◆ AIM OF THE EXERCISE
Collect each line of the records containing the string "styles".

____ EXCERPTED DATA

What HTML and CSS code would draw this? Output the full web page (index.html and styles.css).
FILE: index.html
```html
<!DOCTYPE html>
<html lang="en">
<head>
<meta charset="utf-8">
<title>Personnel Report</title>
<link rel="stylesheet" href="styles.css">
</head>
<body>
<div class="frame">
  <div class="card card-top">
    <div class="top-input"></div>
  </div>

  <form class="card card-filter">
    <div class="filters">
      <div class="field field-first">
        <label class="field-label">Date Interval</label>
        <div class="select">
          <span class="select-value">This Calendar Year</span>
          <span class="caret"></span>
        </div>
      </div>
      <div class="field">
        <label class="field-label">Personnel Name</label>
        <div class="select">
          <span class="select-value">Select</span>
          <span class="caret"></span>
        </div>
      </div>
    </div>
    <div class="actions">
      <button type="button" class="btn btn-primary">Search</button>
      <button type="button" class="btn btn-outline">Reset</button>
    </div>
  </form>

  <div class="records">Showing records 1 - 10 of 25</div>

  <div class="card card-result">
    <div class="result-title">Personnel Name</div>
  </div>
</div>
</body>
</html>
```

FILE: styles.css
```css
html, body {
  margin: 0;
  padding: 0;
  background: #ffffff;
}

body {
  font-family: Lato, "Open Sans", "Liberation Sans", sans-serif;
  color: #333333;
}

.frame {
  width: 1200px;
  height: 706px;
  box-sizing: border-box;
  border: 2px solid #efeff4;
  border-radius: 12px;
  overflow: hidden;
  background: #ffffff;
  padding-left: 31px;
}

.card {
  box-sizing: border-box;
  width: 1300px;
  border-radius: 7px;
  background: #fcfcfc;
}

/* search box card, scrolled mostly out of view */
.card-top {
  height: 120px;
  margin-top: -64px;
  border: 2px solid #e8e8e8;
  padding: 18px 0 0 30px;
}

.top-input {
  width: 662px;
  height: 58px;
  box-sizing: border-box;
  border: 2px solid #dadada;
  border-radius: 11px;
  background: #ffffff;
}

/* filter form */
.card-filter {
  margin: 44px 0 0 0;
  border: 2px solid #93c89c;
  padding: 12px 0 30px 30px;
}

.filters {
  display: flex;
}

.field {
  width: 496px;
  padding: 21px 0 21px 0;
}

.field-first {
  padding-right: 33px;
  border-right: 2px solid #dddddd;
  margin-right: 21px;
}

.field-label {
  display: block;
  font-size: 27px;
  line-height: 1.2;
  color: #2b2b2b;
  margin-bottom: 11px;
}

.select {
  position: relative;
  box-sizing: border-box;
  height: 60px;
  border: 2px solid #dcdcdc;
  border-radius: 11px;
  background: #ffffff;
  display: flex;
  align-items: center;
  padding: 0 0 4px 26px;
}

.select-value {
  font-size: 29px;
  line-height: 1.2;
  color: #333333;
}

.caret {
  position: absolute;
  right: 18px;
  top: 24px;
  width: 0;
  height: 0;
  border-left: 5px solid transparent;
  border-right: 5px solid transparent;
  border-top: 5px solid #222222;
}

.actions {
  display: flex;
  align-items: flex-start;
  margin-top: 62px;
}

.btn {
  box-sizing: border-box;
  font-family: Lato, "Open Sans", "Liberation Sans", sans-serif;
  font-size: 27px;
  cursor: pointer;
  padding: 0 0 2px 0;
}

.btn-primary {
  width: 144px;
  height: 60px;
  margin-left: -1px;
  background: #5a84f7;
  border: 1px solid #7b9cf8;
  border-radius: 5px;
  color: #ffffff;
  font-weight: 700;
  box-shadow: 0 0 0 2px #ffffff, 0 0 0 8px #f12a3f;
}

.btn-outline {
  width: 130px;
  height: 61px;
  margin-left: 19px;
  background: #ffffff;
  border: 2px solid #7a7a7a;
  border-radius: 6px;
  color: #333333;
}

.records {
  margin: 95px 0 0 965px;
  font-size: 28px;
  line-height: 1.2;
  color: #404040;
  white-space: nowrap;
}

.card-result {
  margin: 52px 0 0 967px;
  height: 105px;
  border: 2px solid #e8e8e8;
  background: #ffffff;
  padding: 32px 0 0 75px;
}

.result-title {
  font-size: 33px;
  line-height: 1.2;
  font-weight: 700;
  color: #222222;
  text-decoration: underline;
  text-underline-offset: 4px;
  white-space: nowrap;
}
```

________
____ EXCERPTED DATA

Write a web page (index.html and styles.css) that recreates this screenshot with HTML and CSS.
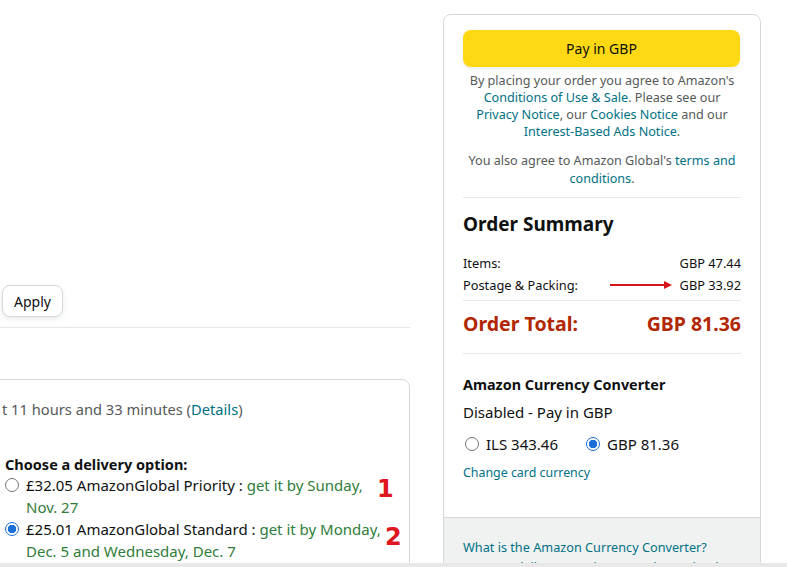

________

◆ THE OUTPUT
What HTML and CSS code would draw this? Output the full web page (index.html and styles.css).
<link rel="stylesheet" href="styles.css">
FILE: styles.css
Write a web page (index.html and styles.css) that recreates this screenshot with HTML and CSS.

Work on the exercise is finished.